| WORK TO DO |
List, from the lines below, each one with "React" in it.

| INFORMATION GIVEN |

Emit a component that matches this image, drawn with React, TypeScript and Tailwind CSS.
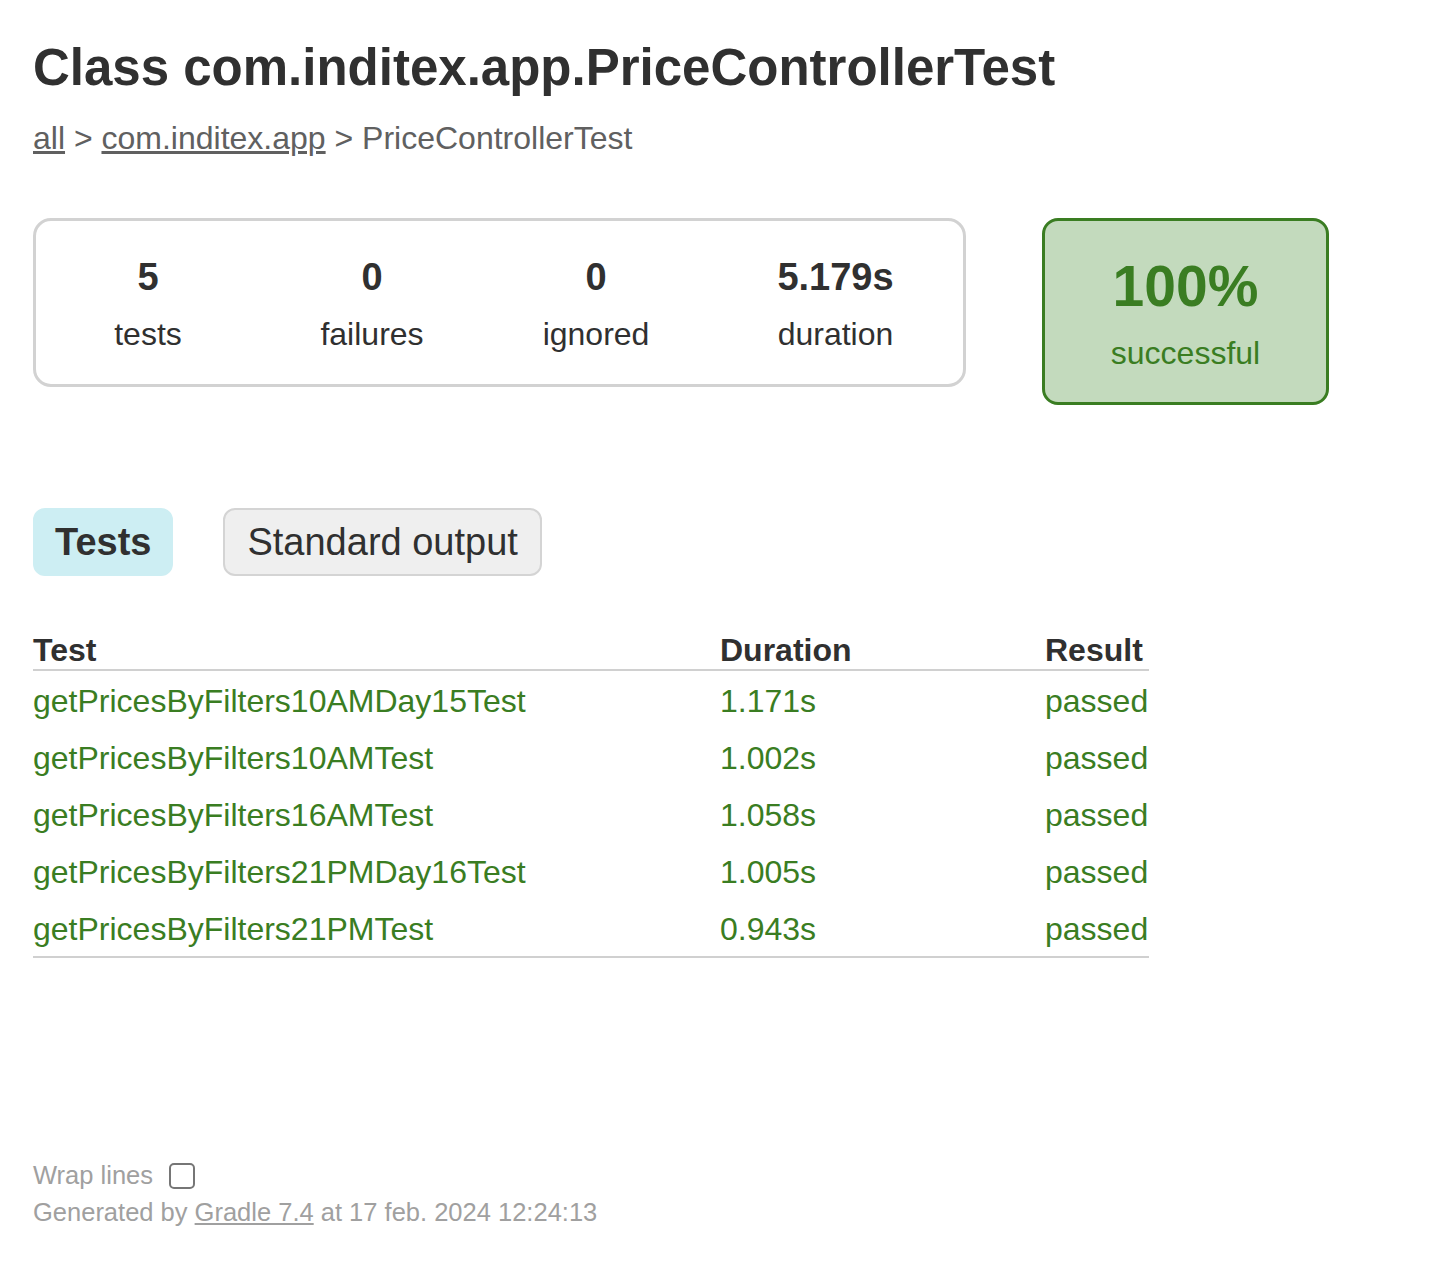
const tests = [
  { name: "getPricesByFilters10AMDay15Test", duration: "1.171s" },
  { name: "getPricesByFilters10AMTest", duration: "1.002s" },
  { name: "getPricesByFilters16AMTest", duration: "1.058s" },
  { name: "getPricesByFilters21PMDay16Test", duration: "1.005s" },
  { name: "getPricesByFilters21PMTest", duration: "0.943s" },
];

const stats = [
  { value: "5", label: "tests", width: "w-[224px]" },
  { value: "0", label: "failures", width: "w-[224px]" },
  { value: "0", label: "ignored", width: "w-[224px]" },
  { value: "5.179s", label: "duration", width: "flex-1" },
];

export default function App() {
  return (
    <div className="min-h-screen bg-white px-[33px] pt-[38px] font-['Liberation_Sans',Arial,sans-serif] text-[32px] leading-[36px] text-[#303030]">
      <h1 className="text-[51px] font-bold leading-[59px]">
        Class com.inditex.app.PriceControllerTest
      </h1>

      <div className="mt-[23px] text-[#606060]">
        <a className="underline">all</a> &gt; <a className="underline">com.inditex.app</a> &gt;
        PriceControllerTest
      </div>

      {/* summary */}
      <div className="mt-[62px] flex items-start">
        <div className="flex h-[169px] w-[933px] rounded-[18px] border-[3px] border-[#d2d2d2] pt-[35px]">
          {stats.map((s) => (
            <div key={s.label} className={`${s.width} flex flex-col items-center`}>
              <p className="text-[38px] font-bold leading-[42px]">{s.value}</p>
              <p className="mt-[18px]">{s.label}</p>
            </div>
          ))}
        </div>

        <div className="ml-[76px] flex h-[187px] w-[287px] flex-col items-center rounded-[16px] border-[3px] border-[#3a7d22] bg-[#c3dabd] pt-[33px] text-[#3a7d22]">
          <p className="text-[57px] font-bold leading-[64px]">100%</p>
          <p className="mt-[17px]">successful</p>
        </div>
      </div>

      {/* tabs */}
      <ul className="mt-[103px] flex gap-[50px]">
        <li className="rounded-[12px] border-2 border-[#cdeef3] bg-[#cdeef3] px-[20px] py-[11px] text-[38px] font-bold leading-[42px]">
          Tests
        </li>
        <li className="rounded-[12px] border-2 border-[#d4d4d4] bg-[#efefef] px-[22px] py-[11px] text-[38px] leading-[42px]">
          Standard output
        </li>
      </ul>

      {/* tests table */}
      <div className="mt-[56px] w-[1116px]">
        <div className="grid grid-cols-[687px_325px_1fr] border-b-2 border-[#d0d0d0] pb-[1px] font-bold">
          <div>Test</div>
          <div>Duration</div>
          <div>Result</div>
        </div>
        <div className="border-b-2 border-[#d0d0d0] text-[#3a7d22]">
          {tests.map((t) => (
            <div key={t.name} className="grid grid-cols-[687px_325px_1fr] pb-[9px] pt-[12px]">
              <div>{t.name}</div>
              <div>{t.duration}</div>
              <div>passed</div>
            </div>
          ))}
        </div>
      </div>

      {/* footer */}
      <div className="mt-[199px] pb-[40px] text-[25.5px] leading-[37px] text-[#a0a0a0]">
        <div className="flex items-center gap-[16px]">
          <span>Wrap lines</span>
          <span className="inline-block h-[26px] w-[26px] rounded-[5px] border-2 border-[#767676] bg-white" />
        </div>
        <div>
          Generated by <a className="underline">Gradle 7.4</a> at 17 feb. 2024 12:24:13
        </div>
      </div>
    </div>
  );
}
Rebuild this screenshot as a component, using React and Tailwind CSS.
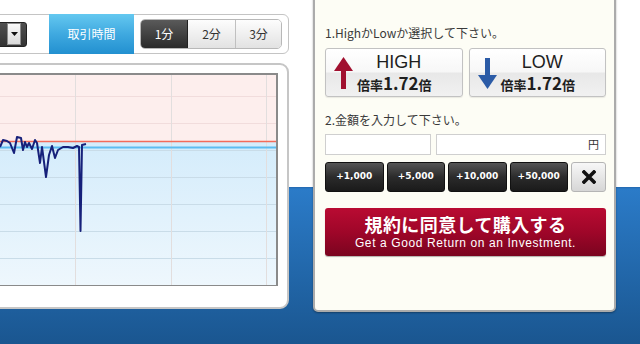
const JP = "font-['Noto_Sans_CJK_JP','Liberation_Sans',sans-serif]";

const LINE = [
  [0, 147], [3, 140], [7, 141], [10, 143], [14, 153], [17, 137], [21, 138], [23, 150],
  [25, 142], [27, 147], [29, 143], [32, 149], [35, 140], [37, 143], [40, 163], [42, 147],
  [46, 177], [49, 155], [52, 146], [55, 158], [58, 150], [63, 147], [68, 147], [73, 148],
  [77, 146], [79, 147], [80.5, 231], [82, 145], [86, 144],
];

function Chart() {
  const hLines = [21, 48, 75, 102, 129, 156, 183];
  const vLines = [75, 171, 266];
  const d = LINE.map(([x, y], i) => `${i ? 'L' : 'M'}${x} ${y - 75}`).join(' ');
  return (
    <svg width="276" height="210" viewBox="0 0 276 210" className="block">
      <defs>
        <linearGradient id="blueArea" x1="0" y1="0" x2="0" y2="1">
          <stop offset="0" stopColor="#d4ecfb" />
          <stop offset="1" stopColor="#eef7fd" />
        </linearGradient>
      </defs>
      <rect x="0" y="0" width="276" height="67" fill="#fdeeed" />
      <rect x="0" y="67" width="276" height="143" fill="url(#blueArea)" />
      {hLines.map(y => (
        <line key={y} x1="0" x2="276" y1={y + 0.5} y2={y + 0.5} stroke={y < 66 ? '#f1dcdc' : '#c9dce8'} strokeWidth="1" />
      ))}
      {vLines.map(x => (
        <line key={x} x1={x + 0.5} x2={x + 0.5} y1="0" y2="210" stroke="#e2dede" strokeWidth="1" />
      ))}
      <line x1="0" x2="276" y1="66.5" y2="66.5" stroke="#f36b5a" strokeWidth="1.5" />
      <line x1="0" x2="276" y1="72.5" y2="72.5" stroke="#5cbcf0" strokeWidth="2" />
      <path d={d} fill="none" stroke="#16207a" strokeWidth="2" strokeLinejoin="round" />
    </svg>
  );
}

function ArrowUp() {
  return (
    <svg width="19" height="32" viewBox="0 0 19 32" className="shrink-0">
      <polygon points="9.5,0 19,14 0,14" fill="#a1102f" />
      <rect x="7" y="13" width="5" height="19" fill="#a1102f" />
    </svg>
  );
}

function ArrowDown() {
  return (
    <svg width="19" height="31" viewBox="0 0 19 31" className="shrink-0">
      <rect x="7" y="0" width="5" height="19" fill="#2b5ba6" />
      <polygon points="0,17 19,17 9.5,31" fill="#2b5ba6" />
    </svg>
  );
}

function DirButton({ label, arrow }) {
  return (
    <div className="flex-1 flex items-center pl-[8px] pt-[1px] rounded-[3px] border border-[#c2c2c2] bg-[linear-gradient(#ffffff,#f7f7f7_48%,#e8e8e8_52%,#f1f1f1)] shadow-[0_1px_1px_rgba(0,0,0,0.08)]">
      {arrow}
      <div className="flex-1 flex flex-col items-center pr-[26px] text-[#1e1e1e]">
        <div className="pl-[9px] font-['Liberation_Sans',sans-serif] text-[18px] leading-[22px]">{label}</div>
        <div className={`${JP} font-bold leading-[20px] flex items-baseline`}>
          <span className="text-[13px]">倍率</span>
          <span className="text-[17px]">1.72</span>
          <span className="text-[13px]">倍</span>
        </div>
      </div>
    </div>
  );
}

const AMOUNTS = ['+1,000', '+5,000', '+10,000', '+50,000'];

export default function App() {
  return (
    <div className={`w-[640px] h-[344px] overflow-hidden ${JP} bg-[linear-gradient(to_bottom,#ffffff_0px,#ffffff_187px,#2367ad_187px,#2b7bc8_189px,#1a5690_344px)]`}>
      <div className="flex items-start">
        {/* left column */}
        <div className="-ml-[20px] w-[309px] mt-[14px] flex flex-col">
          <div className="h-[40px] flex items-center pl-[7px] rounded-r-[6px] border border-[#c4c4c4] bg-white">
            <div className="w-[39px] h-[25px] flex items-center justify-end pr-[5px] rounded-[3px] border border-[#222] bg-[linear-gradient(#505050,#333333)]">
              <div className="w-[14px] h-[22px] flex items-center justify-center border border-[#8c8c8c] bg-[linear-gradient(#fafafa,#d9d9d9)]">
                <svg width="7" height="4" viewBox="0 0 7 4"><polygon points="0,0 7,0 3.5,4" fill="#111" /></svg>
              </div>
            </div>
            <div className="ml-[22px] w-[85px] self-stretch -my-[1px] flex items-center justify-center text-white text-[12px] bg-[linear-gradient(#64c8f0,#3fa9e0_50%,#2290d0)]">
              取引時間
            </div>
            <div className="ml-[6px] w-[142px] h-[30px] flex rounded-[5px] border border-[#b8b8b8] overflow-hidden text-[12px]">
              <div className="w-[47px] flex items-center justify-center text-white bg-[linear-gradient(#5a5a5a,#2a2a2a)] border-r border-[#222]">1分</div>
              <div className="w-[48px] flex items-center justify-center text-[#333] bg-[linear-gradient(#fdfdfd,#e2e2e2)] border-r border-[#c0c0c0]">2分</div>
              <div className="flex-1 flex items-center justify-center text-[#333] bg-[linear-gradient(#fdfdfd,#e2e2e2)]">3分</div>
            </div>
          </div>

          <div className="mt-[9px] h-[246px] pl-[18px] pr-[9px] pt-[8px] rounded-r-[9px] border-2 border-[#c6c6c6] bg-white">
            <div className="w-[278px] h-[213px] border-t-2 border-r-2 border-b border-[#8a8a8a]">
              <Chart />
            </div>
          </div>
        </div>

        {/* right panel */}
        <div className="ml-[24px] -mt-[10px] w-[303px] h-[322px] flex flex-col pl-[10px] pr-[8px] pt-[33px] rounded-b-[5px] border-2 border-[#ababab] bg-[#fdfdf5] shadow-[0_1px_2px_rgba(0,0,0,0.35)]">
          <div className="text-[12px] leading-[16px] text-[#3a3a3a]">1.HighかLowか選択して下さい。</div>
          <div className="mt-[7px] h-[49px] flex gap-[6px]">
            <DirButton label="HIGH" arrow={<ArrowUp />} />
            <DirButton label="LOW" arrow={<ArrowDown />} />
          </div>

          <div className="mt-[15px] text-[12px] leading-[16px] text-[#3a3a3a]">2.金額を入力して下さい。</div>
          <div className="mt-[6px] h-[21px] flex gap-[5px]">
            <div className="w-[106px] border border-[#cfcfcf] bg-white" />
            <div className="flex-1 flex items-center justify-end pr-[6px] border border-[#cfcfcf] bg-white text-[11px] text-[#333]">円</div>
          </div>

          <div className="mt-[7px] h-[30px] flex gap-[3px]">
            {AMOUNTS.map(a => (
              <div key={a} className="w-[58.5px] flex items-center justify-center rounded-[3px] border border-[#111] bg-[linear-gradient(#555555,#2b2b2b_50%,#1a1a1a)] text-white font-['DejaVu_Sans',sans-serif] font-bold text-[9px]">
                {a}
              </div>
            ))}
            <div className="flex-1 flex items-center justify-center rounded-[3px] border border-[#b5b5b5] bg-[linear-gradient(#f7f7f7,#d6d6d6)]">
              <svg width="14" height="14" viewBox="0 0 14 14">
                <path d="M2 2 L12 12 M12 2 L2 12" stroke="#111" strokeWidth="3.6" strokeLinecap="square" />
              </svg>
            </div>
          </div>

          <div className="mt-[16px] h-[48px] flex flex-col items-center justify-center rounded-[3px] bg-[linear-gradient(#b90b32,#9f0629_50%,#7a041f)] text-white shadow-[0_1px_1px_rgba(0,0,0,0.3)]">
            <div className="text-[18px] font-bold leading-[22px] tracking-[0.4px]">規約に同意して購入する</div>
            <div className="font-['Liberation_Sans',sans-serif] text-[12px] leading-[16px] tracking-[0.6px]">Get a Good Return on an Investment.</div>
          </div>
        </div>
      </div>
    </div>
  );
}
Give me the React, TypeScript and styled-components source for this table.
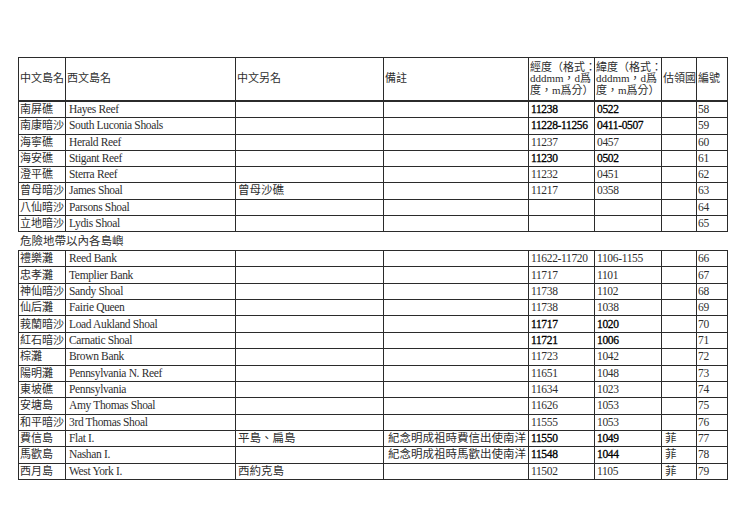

| TASK ANSWER |
Emit a component that matches this image, drawn with React, TypeScript and Tailwind CSS.
Rebuild this screenshot as a component, using React and Tailwind CSS.
Give me the React, TypeScript and styled-components source for this table.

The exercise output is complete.